Leave Me Alone With the Recipes: The Life, Art, and Cookbook of Cipe Pineles

The story of how this manuscript was found, and eventually published, is a serendipitous adventure, with many discoveries about the woman who created it, and connections with some of the people who knew her. In 2013 Sarah Rich was at an exhibition of the California International Antiquarian Book Fair in San Francisco. It was a chilly, somewhat gloomy day, and the books on display seemed to mirror that atmosphere. All the book jackets were in muted, dull color tones until, “The climactic moment of our visit to the fair could only be captured in the most brilliant hues, for the work we found that morning felt as new and bright as if the paint had been laid down yesterday. We were stopped in our tracks by a woman we’d never heard of and would never be lucky enough to meet, but would spend the next three years getting to know.” The eye-catching work was in a glass display case. It was a set of original paintings illustrating a compilation of recipes for traditional Jewish foods, in the East European style, but nothing else about the book, dated 1945, was traditional. The book had full-page, vibrant illustrations, brilliantly worked in gouache (opaque watercolor paints), accompanied by hand-written instructions in the most meticulous typeface. The layout of every page was different so that each one grabbed your attention with a glorious surprise and delight. The book’s title can be interpreted in at least two ways. Don’t bother me with recipes because I don’t need any--I know how to cook! Or, don’t bother me because I want to cook, paint, write–create! So began a quest, by Sarah Rich, Wendy McNaughton, Maria Popova and Debbie Millman to find out more about the book's creator and to get the book published.

As they would learn, she was Cipe Pineles (1908-1991), aka C. P. Pineles, the first female art director at Condé Nast Incorporated; the first independent female graphic designer in America; the first female member of the Art Directors Club; and the first woman inducted into the Art Directors Club Hall of Fame. She was posthumously awarded the lifetime achievement medal from the American Institute of Graphic Arts, known as the Nobel Prize of design.  She was an innovator and pioneer in art and media, and an immigrant to the United States. Born in Vienna, Austria in 1908, and the fourth of five children, she immigrated to the United States in 1915. She was a student at Bay Ridge High School in Brooklyn and won a Tiffany Foundation Scholarship to the Pratt Institute. Beyond being a “first female” or a trailblazer in the predominantly male world of advertising, design, publishing and illustration, Cipe was an innovator in the visual and written presentation of advertising. The discovered book was evidence of her originality and unique perspective. And the four women learned that Cipe Pineles was generous in helping others--a true mentor to many who were or would become well known.

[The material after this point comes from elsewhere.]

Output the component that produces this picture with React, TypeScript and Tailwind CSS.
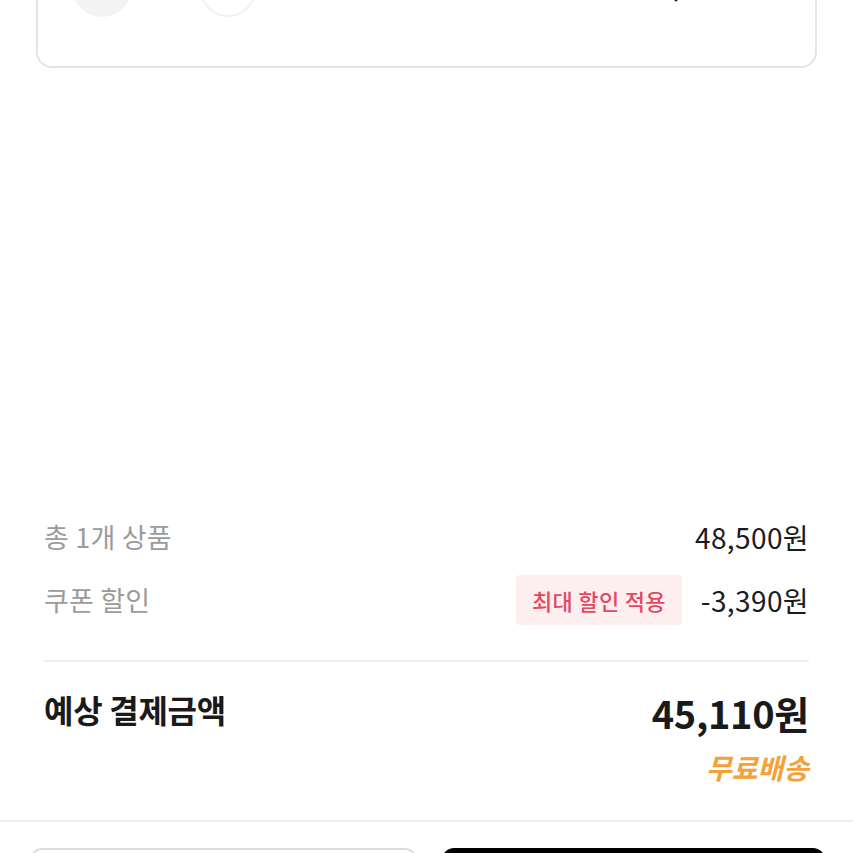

The book is arranged in chapters. The introduction and first eight chapters are written by people who worked in various professions, and shared their experiences and thoughts about the most remarkable Cipe.  The ninth chapter, “Leave Me Alone with the Recipes," is the original book. The tenth chapter, “Cipe’s Recipes Revisited,” is by Sarah Rich who adds, “I’ve attempted to repair what may be broken, update what’s no longer feasible or appropriate to our culinary moment, yet at the same time preserve the intention and integrity of the original dish.” She adds that the recipes were probably recited to Cipe by her mother. I will add that this is part of the oral tradition of food preparation, among home cooks and/or experienced chefs, who know by experience about quantities, methods of cooking and taste.

Throughout almost all of the book, including the end papers, the book is generously accompanied by the illustrations of Cipe Pineles.Those illustrations have the color and vibrancy that are reminiscent of the works of Feodor Rojankovsky, who illustrated and wrote numerous children’s books. And of the work of Eszter Haraszty, who was also an innovative woman, known for her use of vibrant colors and bold designs, as documented in the Knoll archive.  The Los Angeles Public Library owns one biography: Cipe Pineles: a life of design, which is excellent, but I think the work and contributions of Cipe Pineles deserves further research--perhaps another biography. For those interested in more of her other art work, it can be found at the Rochester Institute of Technology, the Cary Graphic Arts Collection.